You may see a third bark, just creeping along under the land; a light, buoyant, glittering thing, with a crimson drapery fringed with gold flung over its side, and almost dipping into the water; a negress is seated behind her mistress, with a collection of yellow slippers strown about her; and at the bottom of the boat, reclining against a pile of cushions, and attended by two young slaves, you may distinguish the closely-veiled Fatma or Leyla, whose dark eyes are seen flashing out beneath her pure white yashmac, and whose small, fair, delicately rounded, and gloveless hand draws yet closer together the heavy folds of her feridjhe as she remarks the approach of another caïque to her own. She is the wife of some Pasha—the favourite wife, it may be—musing as she darts along the water, with what new toy her next smile shall be bought. And now her light boat is lost to view, for it has shot beneath the arched entrance of the court of yonder stately harem; and you can only follow the fair Turk in thought to the cool, shady, spacious saloons of her prison-palace, where the envious yashmac is withdrawn in deference to the yet more jealous lattice; and where the heavy feridjhe is flung off to reveal the graceful antery, the gold-embroidered vest, and the hanging sleeves.
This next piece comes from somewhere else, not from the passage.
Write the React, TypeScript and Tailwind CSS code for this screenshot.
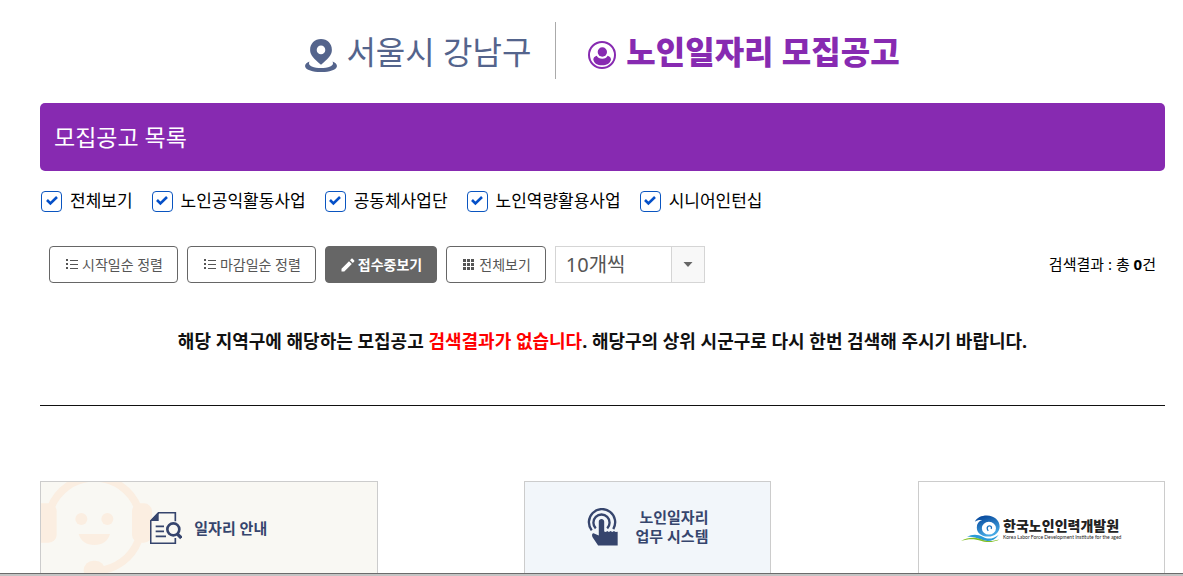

But what is this which is advancing towards us with a heavy plash, and flinging its long broad shadow far before it? It is the Admiralty Barge, manned with fourteen rowers, and freighted with His Excellency Achmet Pasha, bound on some mission to the fleet. The red caps and white jackets of the crew form a cheerful contrast from the dark mass at the stern of the barge, where the High Admiral, pro tempore, is seated, surrounded by a group of inferior officers. His chibouk-bearer is screening him from the sun; while his secretary, with a sheet of paper resting upon his knee, is writing from the dictation of the Minister. There is a great deal of business transacted on the Bosphorus; the Turks never require a table on which to write, and they are consequently but little inconvenienced by locality, when a necessity exists for profiting by the passing hour.
And this slowly-moving bark, rather dropping down with the current, than impelled by the efforts of its two Greek rowers, and which looks so cool and so pretty with all that pile of green leaves heaped upon its stern, is one of the fruit caïques for the supply of the houses overhanging the Bosphorus. The wild shrill cry of the fruiterers announcing the nature of their merchandize, swells upon the air; and, as you pass close beside the boat, the wind sporting among the fresh branches that are strewn over the baskets, blows aside the leaves, and the tempting fruit is revealed to you in all its cool ripe beauty.
And yonder flies the Union Jack of England! It is the splendid barge of the British Embassy, which is darting along with its seven rowers: the Ambassador is engaged with a newspaper: you may know him by his purple fèz, as well as by an aristocracy of bearing and demeanour which distinguishes him from all the foreign ministers at the Ottoman Court; and which the Turks both feel and appreciate.
Very different both in form and freight is the dark, slow, people-laden passage-caïque, just coming round the point, and which is one of several that ply between Constantinople and Buyukdèrè; and carry passengers the whole length of the Bosphorus at the moderate charge of thirty paras a head, a sum scarcely equivalent to twopence English. These Omnibus-boats have their outside as well as their inside passengers: and the individuals who sit upon the gunwale, with their legs hanging over the side, and their feet resting upon the spar which is lashed on to it for their especial convenience, effect, by the occupation of this amphibious seat, the saving of ten paras upon a voyage of about four hours.